DOMINGO 16 DE JULIO DE 2000

 


* Carlos Bonfil *

Dioses y monstruos

El séptimo Festival de Verano de la Filmoteca de la UNAM ofrece desde el 7 de julio una programación estupenda: once largometrajes proyectados en once salas a lo largo de once semanas. Entre las sorpresas destacan: El viento nos llevará, la realización más reciente del iraní Abbas Kiarostami; La carta, del veterano portu- gués Manoel de Oliveira; El verano de Kikujiro, de Takeshi Kitano, y Comedia de familia (Sitcom), de Francois Ozon, de quien se conoce en México Mira el mar, su cinta más perturbadora.

Dentro de este festival, el Cinematógrafo del Chopo exhibe esta semana Dioses y monstruos (Gods and monsters, 1998), de Bill Condon, basada en la novela El padre de Frankenstein (editorial Anagrama), del estadunidense Christopher Bram. Lo que se describe aquí, con las libertades de una especulación muy imaginativa, son los últimos días del realizador inglés radicado en Hollywood, James Whale, autor de clásicos de horror, Frankenstein (1931), con Boris Karloff; El hombre invisible (1933), con Claude Rains; La novia de Frankenstein (1935), con Elsa Lanchester, pero también de una cinta exitosa, muy alejada de sus trabajos anteriores: la primera Magnolia (Show Boat, 1936), comedia musical estelarizada por Irene Dunne.

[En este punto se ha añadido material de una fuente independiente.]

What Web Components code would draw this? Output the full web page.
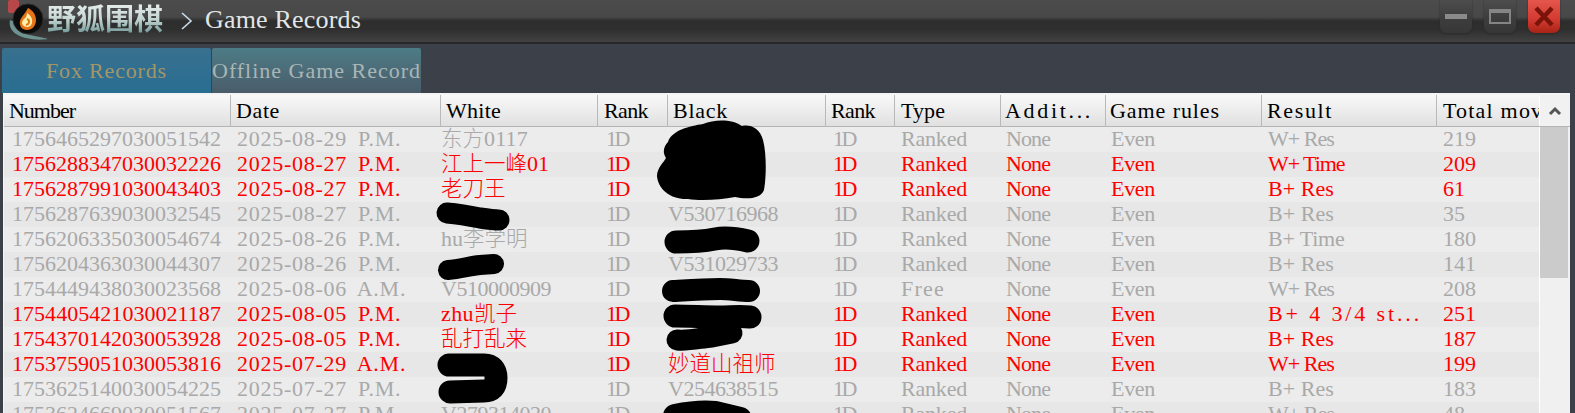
<!DOCTYPE html>
<html>
<head>
<meta charset="utf-8">
<title>Game Records</title>
<style>
  html, body { margin: 0; height: 413px; overflow: hidden; background: #3c4048; }
  body { display: flex; flex-direction: column; font-family: "Liberation Serif", "Noto Sans CJK SC", serif; }
</style>
</head>
<body>
<fox-titlebar>Game Records</fox-titlebar>
<fox-tabs>
  <fox-tab active>Fox Records</fox-tab>
  <fox-tab>Offline Game Record</fox-tab>
</fox-tabs>
<record-table></record-table>

<script>
const COLUMNS = [227, 210, 157, 70, 158, 69, 106, 105, 156, 175, 102];
const HEAD_PAD = [5, 5, 5, 6, 5, 5, 6, 4, 4, 5, 6];
const CELL_PAD = [8, 6, 0, 8, 0, 7, 6, 5, 5, 6, 6];
const HEADS = ["Number", "Date", "White", "Rank", "Black", "Rank", "Type", "Addit...", "Game rules", "Result", "Total moves"];

// [red?, number, date, white, black, type, result, moves]
const ROWS = [
  [0, "1756465297030051542", "2025-08-29 P.M.", "东方0117", "", "Ranked", "W+ Res", "219"],
  [1, "1756288347030032226", "2025-08-27 P.M.", "江上一峰01", "", "Ranked", "W+ Time", "209"],
  [1, "1756287991030043403", "2025-08-27 P.M.", "老刀王", "", "Ranked", "B+ Res", "61"],
  [0, "1756287639030032545", "2025-08-27 P.M.", "", "V530716968", "Ranked", "B+ Res", "35"],
  [0, "1756206335030054674", "2025-08-26 P.M.", "hu李学明", "", "Ranked", "B+ Time", "180"],
  [0, "1756204363030044307", "2025-08-26 P.M.", "", "V531029733", "Ranked", "B+ Res", "141"],
  [0, "1754449438030023568", "2025-08-06 A.M.", "V510000909", "", "Free", "W+ Res", "208"],
  [1, "1754405421030021187", "2025-08-05 P.M.", "zhu凯子", "", "Ranked", "B+ 4 3/4 st...", "251"],
  [1, "1754370142030053928", "2025-08-05 P.M.", "乱打乱来", "", "Ranked", "B+ Res", "187"],
  [1, "1753759051030053816", "2025-07-29 A.M.", "", "妙道山祖师", "Ranked", "W+ Res", "199"],
  [0, "1753625140030054225", "2025-07-27 P.M.", "", "V254638515", "Ranked", "B+ Res", "183"],
  [0, "1753624669030051567", "2025-07-27 P.M.", "V279314020", "", "Ranked", "W+ Res", "48"]
];

const SERIF = `font-family: "Liberation Serif", serif; font-size: 22px;`;
const measure = document.createElement("canvas").getContext("2d");

// the reference font is fixed width (half an em per latin char), the installed serif
// is not, so each run gets the spacing that brings it back to that width
function fit(text, advance = 11, size = 22) {
  measure.font = `${size}px "Liberation Serif"`;
  const date = text.match(/^(\S+-\S+) (\S+)$/);
  if (date) {
    // keep the A.M./P.M. part on the same column in every row
    const ls = (advance * date[1].length - measure.measureText(date[1]).width) / date[1].length;
    const ws = advance - measure.measureText(" ").width - ls;
    return `letter-spacing:${ls.toFixed(2)}px;word-spacing:${ws.toFixed(2)}px;`;
  }
  const ls = (advance * text.length - measure.measureText(text).width) / text.length;
  return `letter-spacing:${ls.toFixed(2)}px;`;
}

// CJK runs are twice the width of the latin ones, so they get their own span
function cellHtml(text) {
  return text.split(/([\u4e00-\u9fff]+)/).filter(Boolean).map((part) =>
    /[\u4e00-\u9fff]/.test(part)
      ? `<span class="cjk">${part}</span>`
      : `<span style="${fit(part)}">${part}</span>`).join("");
}

class WindowButton extends HTMLElement {
  constructor() {
    super();
    this.attachShadow({ mode: "open" });
    this.shadowRoot.innerHTML = `
      <style>
        :host { display: flex; width: 32px; height: 33px; border-radius: 0 0 7px 7px; align-items: center; justify-content: center;
          background: linear-gradient(#4d4d4d, #3d3d3d 55%, #373737); box-shadow: 0 1px 2px #2a2a2a; }
        :host([kind="close"]) { background: linear-gradient(#e4564c, #d23a30 60%, #a92316); }
        svg { display: block; }
      </style>
      <svg width="32" height="33" viewBox="0 0 32 33"></svg>
    `;
  }

  connectedCallback() {
    const icons = {
      min: `<rect x="5" y="14" width="22" height="5" fill="#8a8a8a"/>`,
      max: `<rect x="6" y="10" width="20" height="13" fill="none" stroke="#858585" stroke-width="2"/><rect x="5" y="9" width="22" height="4" fill="#858585"/>`,
      close: `<path d="M8 8 L24 25 M24 8 L8 25" stroke="#7a140a" stroke-width="4.5" fill="none"/>`
    };
    this.shadowRoot.querySelector("svg").innerHTML = icons[this.getAttribute("kind")];
  }
}
customElements.define("window-button", WindowButton);

class FoxTitlebar extends HTMLElement {
  constructor() {
    super();
    this.attachShadow({ mode: "open" });
    this.shadowRoot.innerHTML = `
      <style>
        :host { display: flex; flex: none; height: 44px; box-sizing: border-box; align-items: flex-start; overflow: hidden;
          border-bottom: 2px solid #26272b;
          background: linear-gradient(#4c4c4c, #484848 40%, #2d2d2d 50%, #2f2f2f 70%, #424242); }
        .logo { flex: none; width: 47px; height: 42px; }
        .logo svg { display: block; }
        .brand { flex: none; width: 126px; font: bold 29px/34px "Noto Sans CJK SC", sans-serif; letter-spacing: 0;
          background: linear-gradient(#eef3f1, #c5d6d3 55%, #6f9796); -webkit-background-clip: text; background-clip: text; color: transparent; }
        .chevron { flex: none; margin: 12px 12px 0 8px; display: block; }
        .title { flex: 1; color: #e2e6e6; font-family: "Liberation Serif", serif; font-size: 26px; line-height: 40px; white-space: nowrap; }
        .buttons { display: flex; gap: 12px; margin-right: 15px; }
      </style>
      <div class="logo">
        <svg width="47" height="42" viewBox="0 0 47 42">
          <path d="M10 20 C7 34 24 42 50 39 C36 36 20 36 15 22 Z" fill="#6d9290"/>
          <rect x="8" y="0" width="11" height="13" rx="2" fill="#b8474a"/>
          <circle cx="28" cy="19" r="15" fill="#0c0c0c" stroke="#2a2a2a"/>
          <path d="M28 8 C32 10 36 14 36 20 C36 26 32 30 27 30 C22 30 19 26 20 21 C21 17 25 14 28 8 Z" fill="#e8741a"/>
          <path d="M27 13 C30 15 33 18 32 23 C31 27 27 28 24 26 C21 24 22 21 24 19 C26 18 27 16 27 13 Z" fill="#fff2a8"/>
          <path d="M27 19 C30 20 30 24 26 25" stroke="#e8741a" stroke-width="2" fill="none"/>
        </svg>
      </div>
      <div class="brand">野狐围棋</div>
      <svg class="chevron" width="12" height="18" viewBox="0 0 12 18"><path d="M1 1 L10 9 L1 17" fill="none" stroke="#c9dcec" stroke-width="1.6"/></svg>
      <div class="title"><slot></slot></div>
      <div class="buttons">
        <window-button kind="min"></window-button>
        <window-button kind="max"></window-button>
        <window-button kind="close"></window-button>
      </div>
    `;
  }

  connectedCallback() {
    this.shadowRoot.querySelector(".title").style.cssText = fit(this.textContent.trim(), 13, 26);
  }
}
customElements.define("fox-titlebar", FoxTitlebar);

class FoxTabs extends HTMLElement {
  constructor() {
    super();
    this.attachShadow({ mode: "open" });
    this.shadowRoot.innerHTML = `
      <style>
        :host { display: flex; flex: none; gap: 1px; padding: 4px 0 0 2px; height: 45px; }
      </style>
      <slot></slot>
    `;
  }
}
customElements.define("fox-tabs", FoxTabs);

class FoxTab extends HTMLElement {
  constructor() {
    super();
    this.attachShadow({ mode: "open" });
    this.shadowRoot.innerHTML = `
      <style>
        :host { display: flex; width: 209px; height: 45px; align-items: center; justify-content: center; white-space: nowrap; overflow: hidden;
          border-radius: 2px 2px 0 0; color: #a9b6b6; ${SERIF}
          background: linear-gradient(#4d7c86, #4a5c6a); }
        :host([active]) { color: #a39669; background: linear-gradient(#39708e, #296e92); }
        .label { padding-top: 1px; }
      </style>
      <div class="label"><slot></slot></div>
    `;
  }

  connectedCallback() {
    this.style.cssText = fit(this.textContent.trim());
  }
}
customElements.define("fox-tab", FoxTab);

class RecordRow extends HTMLElement {
  constructor() {
    super();
    this.attachShadow({ mode: "open" });
  }

  set cells(values) {
    const html = values.map((v, i) =>
      `<div class="cell" style="padding-left:${CELL_PAD[i]}px">${cellHtml(v)}</div>`).join("");
    this.shadowRoot.innerHTML = `
      <style>
        :host { display: grid; grid-template-columns: ${COLUMNS.map((c) => c + "px").join(" ")}; height: 25px;
          color: #a9a9a9; background: #ececec; ${SERIF} }
        :host([red]) { color: #ff0000; }
        :host([alt]) { background: #e7e7e7; }
        .cell { box-sizing: border-box; white-space: nowrap; line-height: 23px; height: 25px; }
        .cjk { font-family: "Noto Sans CJK SC", sans-serif; font-size: 21.5px; letter-spacing: 0; font-weight: 300; line-height: 0; }
      </style>
      ${html}
    `;
  }
}
customElements.define("record-row", RecordRow);

// hand drawn privacy marks, they lie over the rows
class RedactMarks extends HTMLElement {
  constructor() {
    super();
    this.attachShadow({ mode: "open" });
    this.shadowRoot.innerHTML = `
      <style>
        :host { display: block; position: absolute; left: -4px; top: -95px; width: 1575px; height: 413px; pointer-events: none; }
        svg { display: block; }
        path.s { fill: none; stroke: #000; stroke-linecap: round; stroke-linejoin: round; }
      </style>
      <svg width="1575" height="413" viewBox="0 0 1575 413">
        <path fill="#000" d="M668 142 C672 130 690 126 703 124 C715 119 732 119 742 126 C750 124 760 128 763 140 C767 155 766 180 764 190 C760 200 745 199 735 197 C720 200 700 201 688 199 C672 200 658 190 657 176 C657 168 664 162 666 158 C662 152 664 146 668 142 Z"/>
        <path class="s" stroke-width="21" d="M447 213 C458 214 470 216 480 218 C487 219 494 220 499 220"/>
        <path class="s" stroke-width="23" d="M676 242 C690 242 705 241 715 239 C725 237 735 238 748 241"/>
        <path class="s" stroke-width="20" d="M448 270 C460 269 470 266 480 265 L494 264"/>
        <path class="s" stroke-width="22" d="M673 291 C690 290 705 289 720 289 C730 289 740 291 749 291"/>
        <path class="s" stroke-width="23" d="M675 316 C690 316 705 317 720 317 C730 317 740 316 750 317"/>
        <path class="s" stroke-width="21" d="M677 340 C690 341 700 338 712 337 L732 333"/>
        <path class="s" stroke-width="23" d="M449 365 L484 365 C492 365 496 370 496 378 C496 387 492 391 484 391 L450 392"/>
        <path class="s" stroke-width="24" d="M675 416 C690 413 705 412 715 413 L740 419"/>
      </svg>
    `;
  }
}
customElements.define("redact-marks", RedactMarks);

class RecordTable extends HTMLElement {
  constructor() {
    super();
    this.attachShadow({ mode: "open" });
    const heads = HEADS.map((h, i) =>
      `<div class="head" style="padding-left:${HEAD_PAD[i]}px;${fit(h)}">${h}</div>`).join("");
    this.shadowRoot.innerHTML = `
      <style>
        :host { display: block; position: relative; flex: 1; min-height: 0; margin: 0 5px 0 3px; background: #f0f0f0;
          border-top: 2px solid #f4f4f4; border-left: 1px solid #f4f4f4; overflow: hidden; }
        .top { display: grid; grid-template-columns: ${COLUMNS.map((c) => c + "px").join(" ")} 1fr; height: 31px;
          border-bottom: 1px solid #b4b4b4; color: #000; ${SERIF} }
        .head { box-sizing: border-box; overflow: hidden; white-space: nowrap; line-height: 32px; border-right: 1px solid #b9b9b9;
          background: linear-gradient(#f9f9f9, #e0e0e0); }
        .head:nth-child(11) { border-right: none; }
        .corner { display: flex; align-items: center; justify-content: center; background: #f1f1f1; border-left: 1px solid #fff; }
        .body { display: flex; }
        .rows { flex: none; width: 1535px; overflow: hidden; }
        .bar { flex: 1; background: #f0f0f0; border-left: 1px solid #fff; }
        .thumb { width: 28px; height: 151px; background: #cbcbcb; }
      </style>
      <div class="top">
        ${heads}
        <div class="corner"><svg width="14" height="10" viewBox="0 0 14 10"><path d="M2 8 L7 3 L12 8" fill="none" stroke="#555" stroke-width="3"/></svg></div>
      </div>
      <div class="body">
        <div class="rows"></div>
        <div class="bar"><div class="thumb"></div></div>
      </div>
      <redact-marks></redact-marks>
    `;
    const wrap = this.shadowRoot.querySelector(".rows");
    ROWS.forEach((r, i) => {
      const row = document.createElement("record-row");
      if (r[0]) row.setAttribute("red", "");
      if (i % 2) row.setAttribute("alt", "");
      row.cells = [r[1], r[2], r[3], "1D", r[4], "1D", r[5], "None", "Even", r[6], r[7]];
      wrap.appendChild(row);
    });
  }
}
customElements.define("record-table", RecordTable);
</script>
</body>
</html>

Dioses y monstruos inicia su crónica romántica en 1957, el año de la muerte de Whale (Ian McKellen), dieciséis años después de su última realización, El príncipe desterrado (They dared not love, 1941). El cineasta retirado, también pintor en sus ratos libres, hace confidencias muy íntimas a su jardinero, Clayton Boone (Brendan Fraser), quien ha aceptado posar para él. Whale, afectado por una hemorragia cerebral, en pérdida inexorable de su memoria, realiza un último intento por ejercitarla y convoca así imágenes de su juventud en las trincheras de la Gran Guerra, su primer amor masculino, y buena parte del gossip (chismorreo) que en la Babilonia hollywoodense de los años treinta podía acompañar a un director renuente a esconder sus preferencias sexuales. El aura de escándalo persiste en los cincuenta, y en una escena muy divertida, Whale muestra a su jardinero una fiesta de princesas y de reinas, donde aún impera el disimulo y el miedo al rechazo homofóbico.

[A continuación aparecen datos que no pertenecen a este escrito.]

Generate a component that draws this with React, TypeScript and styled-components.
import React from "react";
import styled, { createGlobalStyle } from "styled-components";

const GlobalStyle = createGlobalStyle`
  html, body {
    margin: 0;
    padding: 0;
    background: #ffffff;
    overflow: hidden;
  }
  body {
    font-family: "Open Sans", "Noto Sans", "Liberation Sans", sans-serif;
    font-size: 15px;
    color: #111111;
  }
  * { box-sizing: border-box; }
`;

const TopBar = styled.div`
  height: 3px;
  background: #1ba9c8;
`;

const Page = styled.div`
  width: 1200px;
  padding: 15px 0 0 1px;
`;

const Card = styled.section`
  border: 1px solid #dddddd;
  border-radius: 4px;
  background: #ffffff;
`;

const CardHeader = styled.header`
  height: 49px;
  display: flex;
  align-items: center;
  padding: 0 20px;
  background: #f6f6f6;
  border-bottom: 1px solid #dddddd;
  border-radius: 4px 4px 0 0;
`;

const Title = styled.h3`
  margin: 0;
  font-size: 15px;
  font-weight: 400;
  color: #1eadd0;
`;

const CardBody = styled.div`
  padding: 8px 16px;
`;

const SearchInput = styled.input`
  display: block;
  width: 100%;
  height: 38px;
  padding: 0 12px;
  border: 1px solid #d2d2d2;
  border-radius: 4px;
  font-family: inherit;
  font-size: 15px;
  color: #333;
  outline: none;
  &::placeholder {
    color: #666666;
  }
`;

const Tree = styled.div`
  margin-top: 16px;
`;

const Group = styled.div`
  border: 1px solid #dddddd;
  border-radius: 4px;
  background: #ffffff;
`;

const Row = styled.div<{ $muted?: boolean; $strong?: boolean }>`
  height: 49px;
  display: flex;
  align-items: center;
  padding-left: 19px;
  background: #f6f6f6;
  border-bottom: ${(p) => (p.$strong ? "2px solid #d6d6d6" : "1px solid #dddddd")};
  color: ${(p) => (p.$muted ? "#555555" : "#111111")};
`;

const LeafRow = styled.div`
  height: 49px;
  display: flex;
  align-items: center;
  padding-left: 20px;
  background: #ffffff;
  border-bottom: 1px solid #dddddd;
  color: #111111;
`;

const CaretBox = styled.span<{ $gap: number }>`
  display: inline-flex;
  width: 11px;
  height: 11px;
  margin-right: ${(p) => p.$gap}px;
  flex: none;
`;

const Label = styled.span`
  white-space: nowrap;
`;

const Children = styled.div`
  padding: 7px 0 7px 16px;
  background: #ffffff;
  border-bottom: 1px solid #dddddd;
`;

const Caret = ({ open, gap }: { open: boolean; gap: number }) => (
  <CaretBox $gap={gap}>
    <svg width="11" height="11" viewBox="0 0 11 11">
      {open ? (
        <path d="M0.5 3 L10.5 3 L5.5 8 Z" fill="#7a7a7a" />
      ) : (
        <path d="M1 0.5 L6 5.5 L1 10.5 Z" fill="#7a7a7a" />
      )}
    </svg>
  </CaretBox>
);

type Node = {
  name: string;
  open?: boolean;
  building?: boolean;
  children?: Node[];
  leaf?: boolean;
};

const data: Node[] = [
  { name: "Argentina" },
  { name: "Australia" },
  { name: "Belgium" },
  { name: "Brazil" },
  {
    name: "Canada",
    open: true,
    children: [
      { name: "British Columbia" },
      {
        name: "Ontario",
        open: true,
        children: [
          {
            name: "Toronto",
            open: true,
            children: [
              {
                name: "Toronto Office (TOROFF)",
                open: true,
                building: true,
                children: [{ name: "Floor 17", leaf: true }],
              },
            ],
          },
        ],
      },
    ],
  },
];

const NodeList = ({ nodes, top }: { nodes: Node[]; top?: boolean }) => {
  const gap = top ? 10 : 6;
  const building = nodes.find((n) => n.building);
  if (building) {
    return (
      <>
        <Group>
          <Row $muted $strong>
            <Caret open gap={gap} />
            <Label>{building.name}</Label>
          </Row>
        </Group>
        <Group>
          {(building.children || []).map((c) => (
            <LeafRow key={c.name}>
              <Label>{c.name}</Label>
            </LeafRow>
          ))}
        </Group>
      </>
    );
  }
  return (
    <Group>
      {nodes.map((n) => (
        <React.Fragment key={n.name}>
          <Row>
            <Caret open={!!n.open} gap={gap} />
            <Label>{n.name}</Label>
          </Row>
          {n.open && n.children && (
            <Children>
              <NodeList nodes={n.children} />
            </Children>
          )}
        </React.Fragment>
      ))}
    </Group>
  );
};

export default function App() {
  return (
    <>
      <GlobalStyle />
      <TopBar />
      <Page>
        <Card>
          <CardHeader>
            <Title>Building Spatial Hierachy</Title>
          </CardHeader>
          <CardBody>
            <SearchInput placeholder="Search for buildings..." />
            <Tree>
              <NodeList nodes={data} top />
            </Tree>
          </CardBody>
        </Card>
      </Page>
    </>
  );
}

El director de Frankenstein conserva su vitalidad y chispa humorística, un espíritu travieso que consigue arrancarle a un entrevistador indiscreto, a manera de trueque, un curioso strip poker: por cada pregunta el joven se despojará de una de sus prendas. Con su jardinero, el juego será distinto: el pretendido intento inicial de seducción se encaminará realmente a una súplica de ejecución humanitaria, como sucede en la guerra cuando un amigo herido de muerte implora a otro soldado un tiro de gracia. Este ritual de sacrificio adquiere dimensiones aún más sugerentes cuando el director Bill Condon (también guionista) presenta a Clayton como un segundo monstruo, el Frankenstein inaccesible que no castiga ya la soberbia de un científico loco, sino que se deja fascinar por quien momentáneamente le confiere energía vital, y de cuya suerte al final se apiada.

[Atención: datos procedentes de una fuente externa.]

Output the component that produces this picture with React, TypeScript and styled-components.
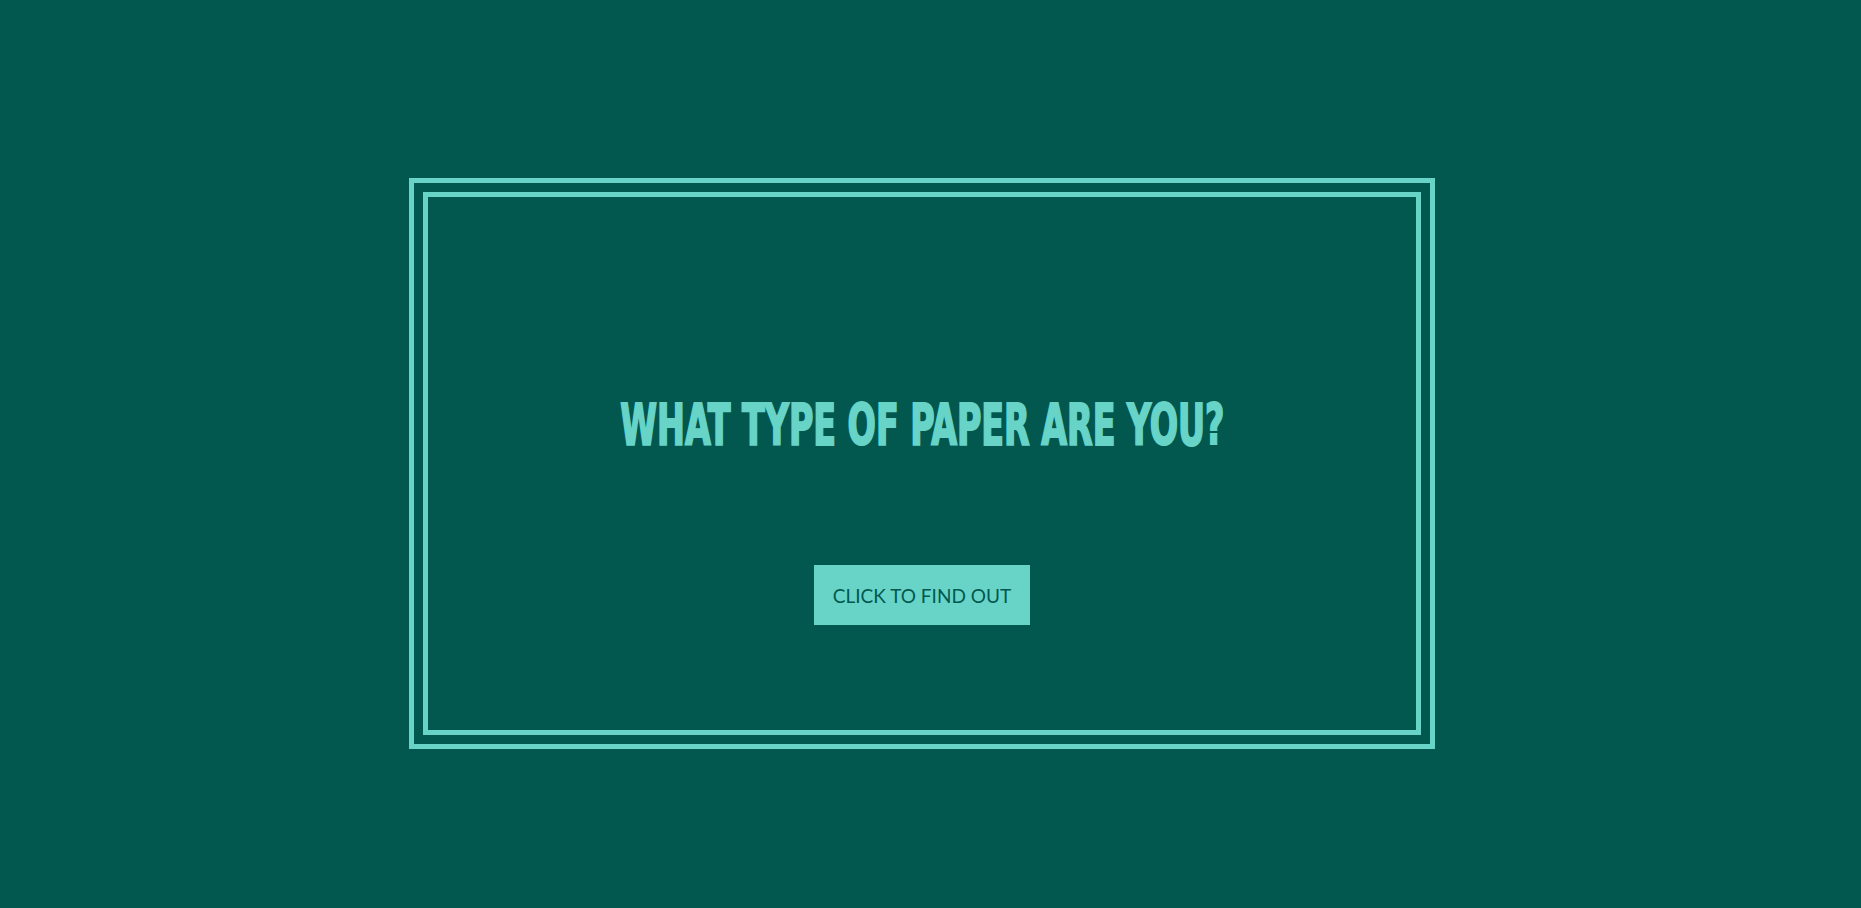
import React from 'react'
import styled, { createGlobalStyle } from 'styled-components'

const GlobalStyle = createGlobalStyle`
  html, body {
    margin: 0;
    padding: 0;
    background-color: #02584f;
  }
`

const Page = styled.main`
  min-height: 908px;
  padding: 178px 0 0 409px;
  box-sizing: border-box;
`

const OuterFrame = styled.section`
  width: 1026px;
  height: 571px;
  box-sizing: border-box;
  border: 5px solid #68d4c8;
  padding: 9px;
`

const InnerFrame = styled.div`
  height: 100%;
  box-sizing: border-box;
  border: 5px solid #68d4c8;
  display: flex;
  flex-direction: column;
  align-items: center;
  padding-top: 200px;
`

const Title = styled.h1`
  margin: 0;
  font-family: 'DejaVu Sans', sans-serif;
  font-stretch: condensed;
  font-weight: 700;
  font-size: 57px;
  line-height: 1;
  color: #68d4c8;
  text-transform: uppercase;
  white-space: nowrap;
  display: inline-block;
  transform: scaleX(0.649);
  -webkit-text-stroke: 2px #68d4c8;
`

const FindOutButton = styled.button`
  margin-top: 111px;
  height: 60px;
  padding: 0 19px;
  border: none;
  background-color: #68d4c8;
  color: #02584f;
  font-family: Lato, 'Open Sans', sans-serif;
  font-size: 19px;
  text-transform: uppercase;
  cursor: pointer;
`

export default function App() {
  return (
    <>
      <GlobalStyle />
      <Page>
        <OuterFrame>
          <InnerFrame>
            <Title>What type of paper are you?</Title>
            <FindOutButton>Click to find out</FindOutButton>
          </InnerFrame>
        </OuterFrame>
      </Page>
    </>
  )
}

Hay aquí ecos de otras cintas, de El ocaso de una vida (Sunset Boulevard, 1950), de Billy Wilder, con una estrella retirada y un admirador hechizado por sus recuentos nostálgicos, pero también de la más reciente Amor y muerte (Love and death on Long Island, 1997), donde un académico (John Hurt, formidable) sucumbe a los encantos de un actor de comedias juveniles.

Bill Condon aborda con delicadeza los temas del abismo generacional y del deseo frustrado, del presentimiento de la muerte y del testarudo culto wildeano a la belleza juvenil, del amor no correspondido --el ama de llaves (Lynn Redgrave) y su apego al "pecador sodomita"--, con ecos de Carrington (Hampton, 1995), y finalmente, de la solidaridad afectiva que se desentiende por completo de la mezquindad machista.

Es también notable el trabajo de montaje, que incluye escenas de películas de Whale, evocaciones en flash back de las fiestas nocturnas en la residencia de George Cukor, al borde de una piscina, con efebos salidos de una pintura de Paul Cadmus, y el excelente fondo musical de Carter Burwell. La mejor sorpresa, sin embargo, es la caracterización de Whale a cargo del actor británico Ian McKellen, tan desinhibido hoy en su vida pública como lo fuera el propio director de Frankenstein; capaz, como él, de proferir con ironía inigualable esta frase que el novelista Christopher Bram atribuye al veterano en su charla con un entrevistador joven: "Es usted muy amable en tolerar los vicios de los mayores, como yo tolero los vicios de los jóvenes". Una película sobresaliente.